I write at stoplights. Two minutes.

I turn over the vacuum to my 5-year-old, who lays it flat on the floor and sits atop it as if it were an airplane. The motor’s drone is loud and soothing. I get 15 minutes out of this.

Another five as he puts the vacuum away.

IMG_1078

I set the alarm for four in the morning. I crawl out of bed at four-thirty. The sky is white. There is no noise. Minus the time it takes to make coffee, pee, pour a cup, find my slippers, refill a cup, I get in about an hour’s worth of sleepy, shitty writing. I count it anyway.

I write at the grocery store after checking my kid into its free daycare and before buying food. Forty minutes.

A math problem to be solved with pennies by a child who wants to use half of his day’s screen time to play computer games yields fifteen minutes and the correct answer.

Flying Fairy School, SesameStreet.org. 30 minutes because he decides to use the entire time after all.

I lock the bathroom door and write.

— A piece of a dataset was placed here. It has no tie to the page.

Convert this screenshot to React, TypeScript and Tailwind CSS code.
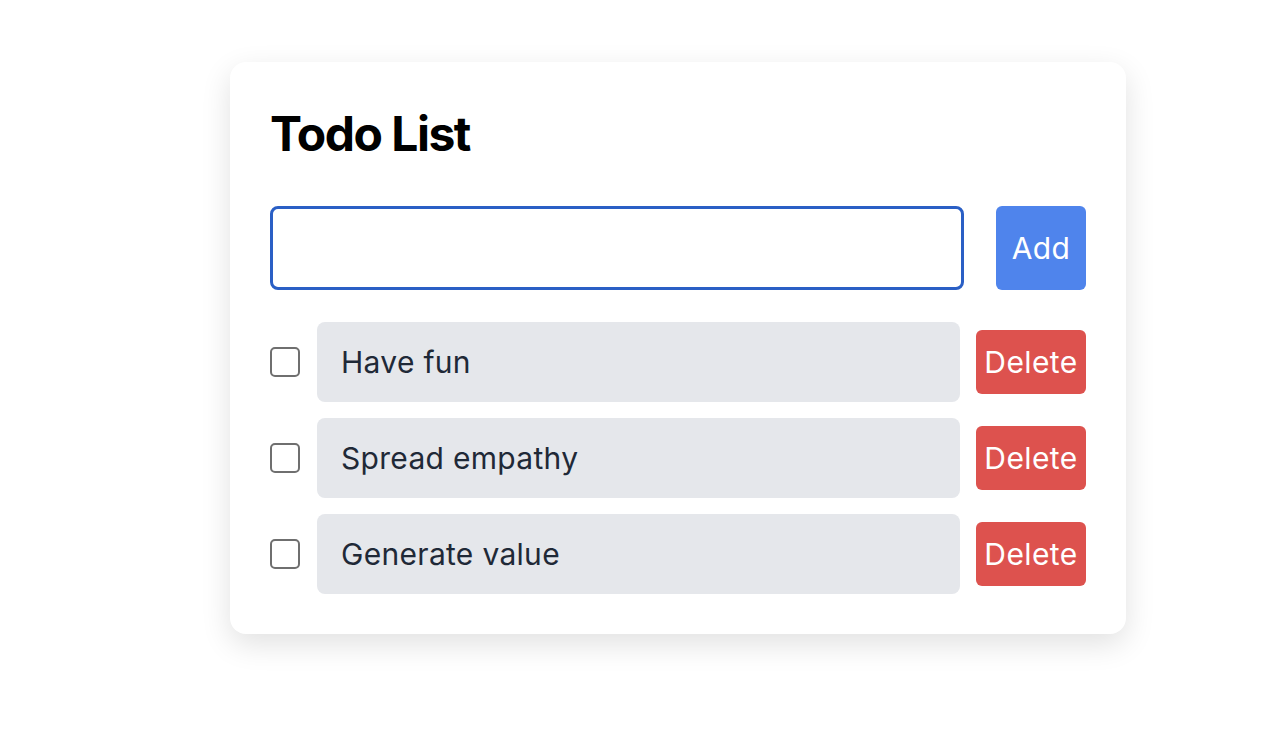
import { useState } from "react";

const initialTodos = ["Have fun", "Spread empathy", "Generate value"];

export default function App() {
  const [todos, setTodos] = useState(initialTodos);
  const [text, setText] = useState("");

  return (
    <div className="min-h-screen bg-white font-['Inter',sans-serif] pt-[62px] pl-[230px]">
      <div className="w-[896px] rounded-2xl bg-white p-10 shadow-[0_10px_30px_rgba(0,0,0,0.12)]">
        <h1 className="text-[48px] font-bold leading-[64px] tracking-[-1.5px] text-black">Todo List</h1>
        <div className="mt-10 flex gap-8">
          <input
            value={text}
            onChange={(e) => setText(e.target.value)}
            className="h-[84px] w-[694px] rounded-lg border-[3px] border-[#2a5fc5] px-4 text-[30px] outline-none"
          />
          <button
            onClick={() => {
              if (text.trim()) setTodos([...todos, text.trim()]);
              setText("");
            }}
            className="h-[84px] w-[90px] rounded-md bg-[#4f84ec] text-[30px] tracking-[0.3px] text-white"
          >
            Add
          </button>
        </div>
        <ul className="mt-8 flex flex-col gap-4">
          {todos.map((todo, i) => (
            <li key={i} className="flex h-20 items-center">
              <span className="h-[30px] w-[30px] shrink-0 rounded-[5px] border-2 border-[#6f6f6f]" />
              <div className="ml-[17px] flex h-20 w-[643px] items-center rounded-lg bg-[#e5e7eb] pl-6 text-[30px] tracking-[0.3px] text-[#1f2937]">
                {todo}
              </div>
              <button
                onClick={() => setTodos(todos.filter((_, j) => j !== i))}
                className="ml-4 h-16 w-[110px] rounded-md bg-[#dd524e] text-[30px] tracking-[0.4px] text-white"
              >
                Delete
              </button>
            </li>
          ))}
        </ul>
      </div>
    </div>
  );
}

Ten minutes without subtracting the time it takes to flush, wash hands and tuck the notebook under my shirt so no one will suspect I’m using the room for alternative purposes.

I bring my notebook into the kitchen and write as I cook. The page is flecked with bits of food, splashes of grease. I write around the outline of a ladle, placed there by accident, and silently thank God for whomever invented ink that doesn’t bleed. Twenty minutes with distractions.

Total time: 197 or about 3 hours, 15 minutes.

I’m surprised. I have more stolen moments than I realized, and I’m under-utilizing them. Tell me, how do you make time for yourself, and what do you do inside those turnip days?